_Job_
Pick out every line of the entries below where "screenshot" occurs, and copy those lines.

— START Supplied entries —

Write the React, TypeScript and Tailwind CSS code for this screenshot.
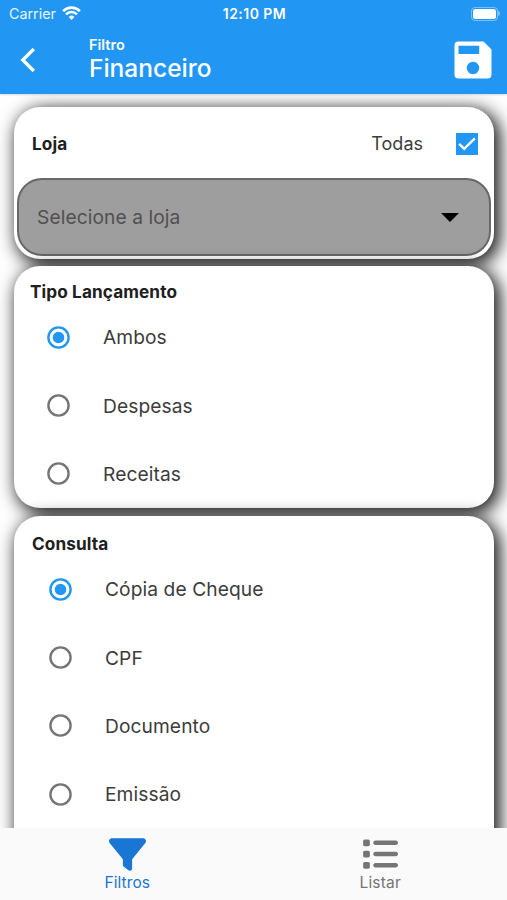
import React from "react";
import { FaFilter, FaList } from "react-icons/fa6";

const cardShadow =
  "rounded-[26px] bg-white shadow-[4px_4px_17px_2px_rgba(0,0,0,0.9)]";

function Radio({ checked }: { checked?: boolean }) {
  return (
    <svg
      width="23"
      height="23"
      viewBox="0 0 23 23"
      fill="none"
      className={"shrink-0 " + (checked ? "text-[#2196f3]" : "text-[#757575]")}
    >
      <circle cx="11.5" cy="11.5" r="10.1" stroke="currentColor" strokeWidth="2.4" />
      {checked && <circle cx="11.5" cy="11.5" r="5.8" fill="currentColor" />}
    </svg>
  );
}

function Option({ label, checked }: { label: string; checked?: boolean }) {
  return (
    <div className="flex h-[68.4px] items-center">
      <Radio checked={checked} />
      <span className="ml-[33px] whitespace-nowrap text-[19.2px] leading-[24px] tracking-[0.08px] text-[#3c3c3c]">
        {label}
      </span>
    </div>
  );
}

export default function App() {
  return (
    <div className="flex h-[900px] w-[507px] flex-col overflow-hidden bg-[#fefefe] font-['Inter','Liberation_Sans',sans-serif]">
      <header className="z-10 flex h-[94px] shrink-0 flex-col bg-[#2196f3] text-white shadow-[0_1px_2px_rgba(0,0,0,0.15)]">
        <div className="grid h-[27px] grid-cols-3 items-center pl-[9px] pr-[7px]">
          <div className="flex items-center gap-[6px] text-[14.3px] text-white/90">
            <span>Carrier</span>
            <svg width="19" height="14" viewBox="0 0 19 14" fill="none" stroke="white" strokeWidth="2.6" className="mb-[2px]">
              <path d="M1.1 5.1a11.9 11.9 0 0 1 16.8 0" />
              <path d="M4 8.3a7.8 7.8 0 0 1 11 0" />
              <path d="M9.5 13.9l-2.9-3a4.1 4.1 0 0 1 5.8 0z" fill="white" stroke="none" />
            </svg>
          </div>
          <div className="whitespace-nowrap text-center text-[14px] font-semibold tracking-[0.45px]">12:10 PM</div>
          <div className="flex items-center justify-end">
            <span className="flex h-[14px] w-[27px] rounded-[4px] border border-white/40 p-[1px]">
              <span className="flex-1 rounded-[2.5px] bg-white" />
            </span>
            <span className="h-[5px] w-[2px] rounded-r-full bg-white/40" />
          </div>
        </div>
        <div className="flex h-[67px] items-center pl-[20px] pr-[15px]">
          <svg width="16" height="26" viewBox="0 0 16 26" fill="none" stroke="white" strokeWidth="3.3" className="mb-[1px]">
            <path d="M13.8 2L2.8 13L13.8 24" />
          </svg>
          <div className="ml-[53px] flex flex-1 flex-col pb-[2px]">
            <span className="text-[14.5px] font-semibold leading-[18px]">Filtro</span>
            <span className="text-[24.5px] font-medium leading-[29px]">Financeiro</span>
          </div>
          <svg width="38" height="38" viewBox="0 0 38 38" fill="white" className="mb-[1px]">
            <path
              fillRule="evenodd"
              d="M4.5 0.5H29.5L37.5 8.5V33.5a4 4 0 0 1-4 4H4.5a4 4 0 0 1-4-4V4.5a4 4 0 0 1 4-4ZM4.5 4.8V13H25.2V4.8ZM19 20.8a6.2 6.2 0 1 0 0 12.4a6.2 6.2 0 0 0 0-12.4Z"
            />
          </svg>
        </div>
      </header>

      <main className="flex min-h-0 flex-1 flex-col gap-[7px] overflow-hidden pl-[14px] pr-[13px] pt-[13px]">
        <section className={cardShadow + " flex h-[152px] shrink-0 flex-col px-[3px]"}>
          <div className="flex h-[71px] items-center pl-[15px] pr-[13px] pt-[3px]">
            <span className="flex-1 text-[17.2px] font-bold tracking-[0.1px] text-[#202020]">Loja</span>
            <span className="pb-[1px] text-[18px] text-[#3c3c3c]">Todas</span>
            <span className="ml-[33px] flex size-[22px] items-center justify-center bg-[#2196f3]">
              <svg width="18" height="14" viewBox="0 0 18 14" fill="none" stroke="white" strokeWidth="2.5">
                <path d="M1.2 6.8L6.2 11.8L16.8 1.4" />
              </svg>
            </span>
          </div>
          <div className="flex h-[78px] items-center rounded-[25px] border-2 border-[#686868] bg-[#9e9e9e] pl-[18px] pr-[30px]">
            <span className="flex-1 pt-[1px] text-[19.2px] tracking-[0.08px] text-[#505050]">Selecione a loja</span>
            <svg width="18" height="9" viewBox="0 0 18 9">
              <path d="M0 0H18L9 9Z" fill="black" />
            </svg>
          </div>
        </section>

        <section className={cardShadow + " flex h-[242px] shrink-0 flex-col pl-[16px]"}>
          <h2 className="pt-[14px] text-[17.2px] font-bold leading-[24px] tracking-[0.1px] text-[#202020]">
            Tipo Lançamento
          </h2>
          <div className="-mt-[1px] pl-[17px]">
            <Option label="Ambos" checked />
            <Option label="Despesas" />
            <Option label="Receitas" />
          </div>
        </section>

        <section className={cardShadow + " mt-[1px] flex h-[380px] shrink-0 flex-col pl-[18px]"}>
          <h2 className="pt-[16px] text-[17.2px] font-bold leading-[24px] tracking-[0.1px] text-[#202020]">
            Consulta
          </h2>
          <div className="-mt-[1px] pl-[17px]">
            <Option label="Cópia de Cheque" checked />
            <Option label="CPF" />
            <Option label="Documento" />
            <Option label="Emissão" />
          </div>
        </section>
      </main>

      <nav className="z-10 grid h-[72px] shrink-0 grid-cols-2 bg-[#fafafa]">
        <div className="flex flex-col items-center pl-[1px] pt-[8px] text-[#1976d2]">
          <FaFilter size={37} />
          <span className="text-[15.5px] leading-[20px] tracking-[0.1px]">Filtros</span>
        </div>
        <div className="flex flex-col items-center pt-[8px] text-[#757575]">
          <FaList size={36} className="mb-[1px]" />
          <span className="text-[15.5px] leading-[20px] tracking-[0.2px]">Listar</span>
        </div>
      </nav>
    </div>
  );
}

— END Supplied entries —
— START Supplied entries —

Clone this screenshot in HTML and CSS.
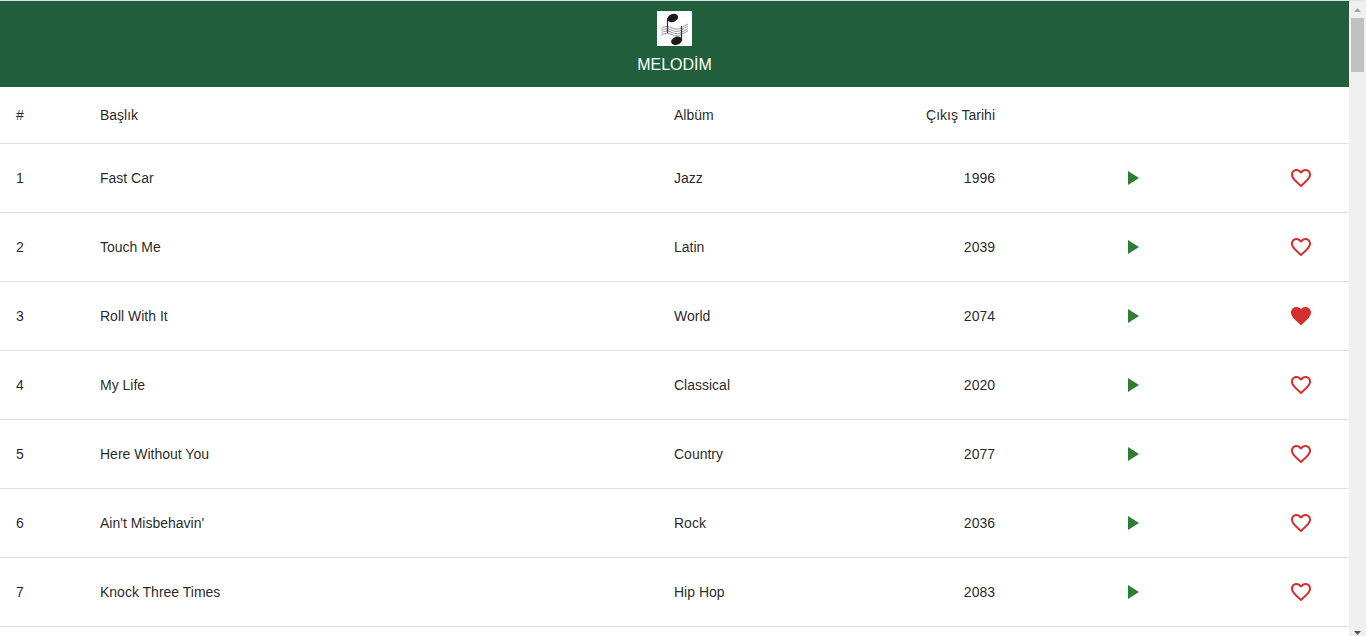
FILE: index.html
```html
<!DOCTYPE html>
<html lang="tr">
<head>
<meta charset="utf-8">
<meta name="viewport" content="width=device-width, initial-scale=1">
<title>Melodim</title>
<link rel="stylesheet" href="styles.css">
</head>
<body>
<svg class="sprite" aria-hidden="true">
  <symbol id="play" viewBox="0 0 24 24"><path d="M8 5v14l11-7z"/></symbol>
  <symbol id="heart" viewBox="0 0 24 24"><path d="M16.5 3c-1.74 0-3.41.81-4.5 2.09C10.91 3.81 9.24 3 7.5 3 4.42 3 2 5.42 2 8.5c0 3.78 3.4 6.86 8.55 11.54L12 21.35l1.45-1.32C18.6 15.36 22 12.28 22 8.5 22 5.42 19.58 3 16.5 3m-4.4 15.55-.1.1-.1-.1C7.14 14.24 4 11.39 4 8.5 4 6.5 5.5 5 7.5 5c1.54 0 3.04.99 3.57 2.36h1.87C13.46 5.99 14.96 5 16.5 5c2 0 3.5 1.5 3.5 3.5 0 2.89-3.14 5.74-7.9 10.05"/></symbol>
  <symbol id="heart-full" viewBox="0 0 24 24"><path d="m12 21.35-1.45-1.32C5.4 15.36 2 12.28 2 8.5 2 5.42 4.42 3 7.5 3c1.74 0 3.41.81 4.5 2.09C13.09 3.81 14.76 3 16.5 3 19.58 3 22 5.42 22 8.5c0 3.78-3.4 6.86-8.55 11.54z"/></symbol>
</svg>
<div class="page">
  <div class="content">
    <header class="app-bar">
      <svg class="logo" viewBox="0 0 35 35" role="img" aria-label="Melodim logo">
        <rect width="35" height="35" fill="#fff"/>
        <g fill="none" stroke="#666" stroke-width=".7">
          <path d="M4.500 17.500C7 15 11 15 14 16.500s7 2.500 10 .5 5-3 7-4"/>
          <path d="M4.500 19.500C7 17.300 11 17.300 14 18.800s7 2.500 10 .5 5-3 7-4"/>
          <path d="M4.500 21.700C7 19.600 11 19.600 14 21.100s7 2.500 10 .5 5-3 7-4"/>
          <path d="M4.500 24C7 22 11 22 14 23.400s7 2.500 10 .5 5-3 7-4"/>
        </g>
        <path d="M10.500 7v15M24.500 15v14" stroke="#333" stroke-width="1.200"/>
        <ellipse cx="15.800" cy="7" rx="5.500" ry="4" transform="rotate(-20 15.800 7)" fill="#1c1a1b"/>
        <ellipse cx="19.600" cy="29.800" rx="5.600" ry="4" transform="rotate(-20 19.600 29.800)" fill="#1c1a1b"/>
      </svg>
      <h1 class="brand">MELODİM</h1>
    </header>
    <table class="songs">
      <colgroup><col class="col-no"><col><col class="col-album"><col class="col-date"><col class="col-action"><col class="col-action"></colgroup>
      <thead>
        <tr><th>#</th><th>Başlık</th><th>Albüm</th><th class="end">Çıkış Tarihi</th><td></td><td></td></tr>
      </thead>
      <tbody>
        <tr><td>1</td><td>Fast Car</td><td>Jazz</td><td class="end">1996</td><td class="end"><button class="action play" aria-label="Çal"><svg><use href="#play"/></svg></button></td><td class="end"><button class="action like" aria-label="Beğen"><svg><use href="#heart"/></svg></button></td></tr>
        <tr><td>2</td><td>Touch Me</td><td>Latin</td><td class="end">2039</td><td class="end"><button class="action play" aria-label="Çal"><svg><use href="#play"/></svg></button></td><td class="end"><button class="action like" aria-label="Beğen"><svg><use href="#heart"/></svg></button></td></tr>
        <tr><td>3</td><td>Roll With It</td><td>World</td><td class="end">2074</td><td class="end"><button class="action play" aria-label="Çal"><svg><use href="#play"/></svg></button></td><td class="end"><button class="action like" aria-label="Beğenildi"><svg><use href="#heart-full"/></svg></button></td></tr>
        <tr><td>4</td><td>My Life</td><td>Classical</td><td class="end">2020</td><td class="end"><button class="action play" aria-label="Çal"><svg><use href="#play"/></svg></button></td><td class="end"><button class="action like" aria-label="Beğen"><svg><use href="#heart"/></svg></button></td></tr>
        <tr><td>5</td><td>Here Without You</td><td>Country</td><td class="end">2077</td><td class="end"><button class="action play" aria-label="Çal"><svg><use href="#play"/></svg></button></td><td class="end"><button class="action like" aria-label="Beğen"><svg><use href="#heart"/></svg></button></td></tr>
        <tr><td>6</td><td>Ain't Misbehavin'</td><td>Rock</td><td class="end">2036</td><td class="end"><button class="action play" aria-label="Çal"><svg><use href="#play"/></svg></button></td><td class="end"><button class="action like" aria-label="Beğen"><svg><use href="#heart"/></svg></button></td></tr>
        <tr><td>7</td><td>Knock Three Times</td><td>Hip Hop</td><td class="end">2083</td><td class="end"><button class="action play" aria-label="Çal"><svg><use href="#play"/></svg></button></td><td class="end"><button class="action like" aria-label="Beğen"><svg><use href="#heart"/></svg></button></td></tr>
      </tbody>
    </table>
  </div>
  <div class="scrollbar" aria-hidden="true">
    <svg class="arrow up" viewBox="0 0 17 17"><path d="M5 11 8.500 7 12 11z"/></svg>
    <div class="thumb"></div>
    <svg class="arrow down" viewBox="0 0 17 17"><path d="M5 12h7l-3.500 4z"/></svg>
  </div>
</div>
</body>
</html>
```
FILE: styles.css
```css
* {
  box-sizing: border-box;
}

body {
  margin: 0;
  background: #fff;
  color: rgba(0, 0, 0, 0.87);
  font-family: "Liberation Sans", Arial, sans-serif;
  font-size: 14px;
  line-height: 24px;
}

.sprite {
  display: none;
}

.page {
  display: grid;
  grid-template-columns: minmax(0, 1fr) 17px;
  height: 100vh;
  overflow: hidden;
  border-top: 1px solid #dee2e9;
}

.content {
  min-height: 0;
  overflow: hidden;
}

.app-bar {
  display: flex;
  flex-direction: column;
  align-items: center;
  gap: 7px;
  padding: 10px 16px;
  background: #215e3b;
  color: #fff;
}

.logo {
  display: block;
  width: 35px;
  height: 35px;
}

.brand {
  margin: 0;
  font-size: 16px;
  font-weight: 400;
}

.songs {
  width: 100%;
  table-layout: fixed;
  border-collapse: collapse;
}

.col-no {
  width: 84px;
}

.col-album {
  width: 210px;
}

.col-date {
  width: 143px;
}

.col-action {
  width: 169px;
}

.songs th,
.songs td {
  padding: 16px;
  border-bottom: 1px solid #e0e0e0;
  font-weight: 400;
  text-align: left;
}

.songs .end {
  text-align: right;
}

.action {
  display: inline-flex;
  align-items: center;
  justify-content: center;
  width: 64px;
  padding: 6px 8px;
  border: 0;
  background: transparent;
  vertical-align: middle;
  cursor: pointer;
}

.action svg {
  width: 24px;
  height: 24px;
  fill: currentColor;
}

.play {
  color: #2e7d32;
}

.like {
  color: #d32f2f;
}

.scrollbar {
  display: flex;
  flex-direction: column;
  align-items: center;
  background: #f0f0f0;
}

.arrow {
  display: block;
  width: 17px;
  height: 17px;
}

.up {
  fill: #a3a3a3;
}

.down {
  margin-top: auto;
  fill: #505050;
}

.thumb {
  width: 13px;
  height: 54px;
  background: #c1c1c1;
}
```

— END Supplied entries —

_Exercise output_
Write the React, TypeScript and Tailwind CSS code for this screenshot.
Clone this screenshot in HTML and CSS.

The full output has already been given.